───── Dataset excerpt

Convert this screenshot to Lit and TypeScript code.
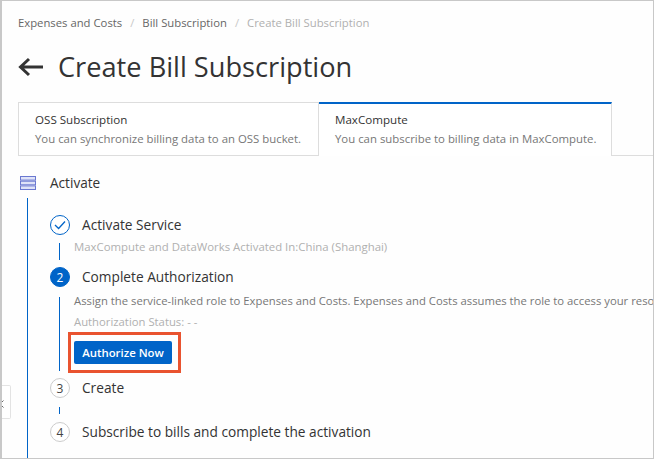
import { LitElement, html, css } from "lit";
import { customElement } from "lit/decorators.js";

@customElement("app-root")
export class AppRoot extends LitElement {
  static styles = css`
    :host { display: block; width: 654px; height: 459px; }
    * { box-sizing: border-box; }
    .page { position: relative; width: 654px; height: 459px; overflow: hidden; background: #fefefe; border: 1px solid #c8c8c8; border-left-width: 2px;
      padding: 13px 0 0 16px; font-family: "Open Sans", "Noto Sans", sans-serif; color: #333; }
    .crumbs { display: flex; align-items: center; height: 16px; font-size: 11.3px; color: #666; white-space: nowrap; }
    .sep { color: #c8c8c8; margin: 0 8px; }
    .cur { color: #b0b0b0; }
    .head { display: flex; align-items: center; height: 40px; margin-top: 17px; }
    .head svg { display: block; }
    h1 { margin: 0 0 0 15px; font-size: 27.2px; line-height: 40px; font-weight: 500; color: #333; white-space: nowrap; }
    .tabs { display: flex; margin-top: 15px; margin-right: -1px; height: 54px; }
    .tab { width: 301px; height: 54px; padding: 7px 0 0 16px; border: 1px solid #ddd; font-size: 11.4px; line-height: 19px; white-space: nowrap; background: #fff; }
    .tab b { display: block; font-weight: 500; font-size: 11.6px; color: #333; }
    .tab span { color: #777; }
    .tab.on { width: 293px; height: 54px; border: 0; border-top: 2px solid #0064c8; border-right: 1px solid #ddd; padding: 6px 0 0 16px; }
    .fill { flex: 1; border-bottom: 1px solid #ddd; height: 54px; }
    .act { display: flex; align-items: center; height: 20px; margin: 17px 0 0 2px; font-size: 13.6px; font-weight: 500; }
    .act svg { margin-right: 14px; display: block; }
    .act span, .label { padding-bottom: 2px; }
    .rail { margin: 5px 0 0 9px; border-left: 1px solid #0064c8; height: 270px; padding: 17px 0 0 22px; }
    .step { display: flex; align-items: center; height: 20px; gap: 12px; font-size: 13.7px; font-weight: 500; color: #333; white-space: nowrap; }
    .num { flex: none; width: 20px; height: 20px; border-radius: 50%; display: flex; align-items: center; justify-content: center; font-size: 12px; font-weight: 400; border: 1px solid #ccc; background: #fff; color: #444; }
    .num.cur-step { background: #0064c8; border-color: #0064c8; color: #fff; }
    .num.done { border-color: #0064c8; }
    .body { display: flow-root; margin: 8px 0 7px 9px; border-left: 1px solid #0064c8; padding-left: 14px; font-size: 11.3px; line-height: 17px; white-space: nowrap; }
    .body p { margin: 0; }
    .body1 { height: 17px; color: #b0b0b0; }
    .body1 p { margin-top: -5px; font-size: 11.4px; }
    .body2 { height: 74px; color: #777; margin-top: 10px; }
    .body2 p { height: 21px; }
    .body2 .first { margin-top: -5.5px; }
    .body2 .muted { color: #b0b0b0; }
    .mark { display: block; margin: -1.5px 0 0 -6px; border: 3px solid #e9532f; padding: 6px 3px; height: 41px; width: 113px; }
    button { display: block; width: 98px; height: 23px; margin: 0; padding: 0; border: 0; border-radius: 2px; background: #0064c8; color: #fff; font: 600 11.4px "Open Sans", sans-serif; }
    .dash { margin: 9px 0 8px 9px; width: 1px; height: 7px; background: #0064c8; }
    .handle { position: absolute; left: -2px; top: 384px; width: 11px; height: 34px; border: 1px solid #e3e3e3; border-left: 0; border-radius: 0 2px 2px 0; background: #fff; display: flex; align-items: center; padding-top: 3px; }
  `;

  render() {
    return html`
      <div class="page">
        <div class="crumbs">
          <span>Expenses and Costs</span><span class="sep">/</span>
          <span>Bill Subscription</span><span class="sep">/</span>
          <span class="cur">Create Bill Subscription</span>
        </div>
        <div class="head">
          <svg width="25" height="20" viewBox="0 0 25 20" fill="none" stroke="#333" stroke-width="3">
            <path d="M25 10H2.5M11 2 2.5 10 11 18" />
          </svg>
          <h1>Create Bill Subscription</h1>
        </div>
        <div class="tabs">
          <div class="tab"><b>OSS Subscription</b><span>You can synchronize billing data to an OSS bucket.</span></div>
          <div class="tab on"><b>MaxCompute</b><span>You can subscribe to billing data in MaxCompute.</span></div>
          <div class="fill"></div>
        </div>
        <div class="act">
          <svg width="16" height="14" viewBox="0 0 16 14" fill="#dfe3f8" stroke="#6a78d0" stroke-width="1">
            <rect x="0.5" y="0.5" width="15" height="3.6" />
            <rect x="0.5" y="5.2" width="15" height="3.6" />
            <rect x="0.5" y="9.9" width="15" height="3.6" />
          </svg>
          <span>Activate</span>
        </div>
        <div class="rail">
          <div class="step">
            <span class="num done">
              <svg width="12" height="10" viewBox="0 0 12 10" fill="none" stroke="#0064c8" stroke-width="1.3"><path d="M1 5l3.6 3.5L11 1.5" /></svg>
            </span>
            <span class="label">Activate Service</span>
          </div>
          <div class="body body1"><p>MaxCompute and DataWorks Activated In:China (Shanghai)</p></div>
          <div class="step"><span class="num cur-step">2</span><span class="label">Complete Authorization</span></div>
          <div class="body body2">
            <p class="first">Assign the service-linked role to Expenses and Costs. Expenses and Costs assumes the role to access your resources.</p>
            <p class="muted">Authorization Status: - -</p>
            <div class="mark"><button>Authorize Now</button></div>
          </div>
          <div class="step"><span class="num">3</span><span class="label">Create</span></div>
          <div class="dash"></div>
          <div class="step"><span class="num">4</span><span class="label">Subscribe to bills and complete the activation</span></div>
        </div>
        <div class="handle">
          <svg width="5" height="8" viewBox="0 0 5 8" fill="none" stroke="#666"><path d="M3.5 0.5 0 4 3.5 7.5" /></svg>
        </div>
      </div>
    `;
  }
}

──────────

> [The problem]
Reproduce the full material exactly, excluding the pictures.

> [Full solution]
Convert this screenshot to Lit and TypeScript code.
import { LitElement, html, css } from "lit";
import { customElement } from "lit/decorators.js";

@customElement("app-root")
export class AppRoot extends LitElement {
  static styles = css`
    :host { display: block; width: 654px; height: 459px; }
    * { box-sizing: border-box; }
    .page { position: relative; width: 654px; height: 459px; overflow: hidden; background: #fefefe; border: 1px solid #c8c8c8; border-left-width: 2px;
      padding: 13px 0 0 16px; font-family: "Open Sans", "Noto Sans", sans-serif; color: #333; }
    .crumbs { display: flex; align-items: center; height: 16px; font-size: 11.3px; color: #666; white-space: nowrap; }
    .sep { color: #c8c8c8; margin: 0 8px; }
    .cur { color: #b0b0b0; }
    .head { display: flex; align-items: center; height: 40px; margin-top: 17px; }
    .head svg { display: block; }
    h1 { margin: 0 0 0 15px; font-size: 27.2px; line-height: 40px; font-weight: 500; color: #333; white-space: nowrap; }
    .tabs { display: flex; margin-top: 15px; margin-right: -1px; height: 54px; }
    .tab { width: 301px; height: 54px; padding: 7px 0 0 16px; border: 1px solid #ddd; font-size: 11.4px; line-height: 19px; white-space: nowrap; background: #fff; }
    .tab b { display: block; font-weight: 500; font-size: 11.6px; color: #333; }
    .tab span { color: #777; }
    .tab.on { width: 293px; height: 54px; border: 0; border-top: 2px solid #0064c8; border-right: 1px solid #ddd; padding: 6px 0 0 16px; }
    .fill { flex: 1; border-bottom: 1px solid #ddd; height: 54px; }
    .act { display: flex; align-items: center; height: 20px; margin: 17px 0 0 2px; font-size: 13.6px; font-weight: 500; }
    .act svg { margin-right: 14px; display: block; }
    .act span, .label { padding-bottom: 2px; }
    .rail { margin: 5px 0 0 9px; border-left: 1px solid #0064c8; height: 270px; padding: 17px 0 0 22px; }
    .step { display: flex; align-items: center; height: 20px; gap: 12px; font-size: 13.7px; font-weight: 500; color: #333; white-space: nowrap; }
    .num { flex: none; width: 20px; height: 20px; border-radius: 50%; display: flex; align-items: center; justify-content: center; font-size: 12px; font-weight: 400; border: 1px solid #ccc; background: #fff; color: #444; }
    .num.cur-step { background: #0064c8; border-color: #0064c8; color: #fff; }
    .num.done { border-color: #0064c8; }
    .body { display: flow-root; margin: 8px 0 7px 9px; border-left: 1px solid #0064c8; padding-left: 14px; font-size: 11.3px; line-height: 17px; white-space: nowrap; }
    .body p { margin: 0; }
    .body1 { height: 17px; color: #b0b0b0; }
    .body1 p { margin-top: -5px; font-size: 11.4px; }
    .body2 { height: 74px; color: #777; margin-top: 10px; }
    .body2 p { height: 21px; }
    .body2 .first { margin-top: -5.5px; }
    .body2 .muted { color: #b0b0b0; }
    .mark { display: block; margin: -1.5px 0 0 -6px; border: 3px solid #e9532f; padding: 6px 3px; height: 41px; width: 113px; }
    button { display: block; width: 98px; height: 23px; margin: 0; padding: 0; border: 0; border-radius: 2px; background: #0064c8; color: #fff; font: 600 11.4px "Open Sans", sans-serif; }
    .dash { margin: 9px 0 8px 9px; width: 1px; height: 7px; background: #0064c8; }
    .handle { position: absolute; left: -2px; top: 384px; width: 11px; height: 34px; border: 1px solid #e3e3e3; border-left: 0; border-radius: 0 2px 2px 0; background: #fff; display: flex; align-items: center; padding-top: 3px; }
  `;

  render() {
    return html`
      <div class="page">
        <div class="crumbs">
          <span>Expenses and Costs</span><span class="sep">/</span>
          <span>Bill Subscription</span><span class="sep">/</span>
          <span class="cur">Create Bill Subscription</span>
        </div>
        <div class="head">
          <svg width="25" height="20" viewBox="0 0 25 20" fill="none" stroke="#333" stroke-width="3">
            <path d="M25 10H2.5M11 2 2.5 10 11 18" />
          </svg>
          <h1>Create Bill Subscription</h1>
        </div>
        <div class="tabs">
          <div class="tab"><b>OSS Subscription</b><span>You can synchronize billing data to an OSS bucket.</span></div>
          <div class="tab on"><b>MaxCompute</b><span>You can subscribe to billing data in MaxCompute.</span></div>
          <div class="fill"></div>
        </div>
        <div class="act">
          <svg width="16" height="14" viewBox="0 0 16 14" fill="#dfe3f8" stroke="#6a78d0" stroke-width="1">
            <rect x="0.5" y="0.5" width="15" height="3.6" />
            <rect x="0.5" y="5.2" width="15" height="3.6" />
            <rect x="0.5" y="9.9" width="15" height="3.6" />
          </svg>
          <span>Activate</span>
        </div>
        <div class="rail">
          <div class="step">
            <span class="num done">
              <svg width="12" height="10" viewBox="0 0 12 10" fill="none" stroke="#0064c8" stroke-width="1.3"><path d="M1 5l3.6 3.5L11 1.5" /></svg>
            </span>
            <span class="label">Activate Service</span>
          </div>
          <div class="body body1"><p>MaxCompute and DataWorks Activated In:China (Shanghai)</p></div>
          <div class="step"><span class="num cur-step">2</span><span class="label">Complete Authorization</span></div>
          <div class="body body2">
            <p class="first">Assign the service-linked role to Expenses and Costs. Expenses and Costs assumes the role to access your resources.</p>
            <p class="muted">Authorization Status: - -</p>
            <div class="mark"><button>Authorize Now</button></div>
          </div>
          <div class="step"><span class="num">3</span><span class="label">Create</span></div>
          <div class="dash"></div>
          <div class="step"><span class="num">4</span><span class="label">Subscribe to bills and complete the activation</span></div>
        </div>
        <div class="handle">
          <svg width="5" height="8" viewBox="0 0 5 8" fill="none" stroke="#666"><path d="M3.5 0.5 0 4 3.5 7.5" /></svg>
        </div>
      </div>
    `;
  }
}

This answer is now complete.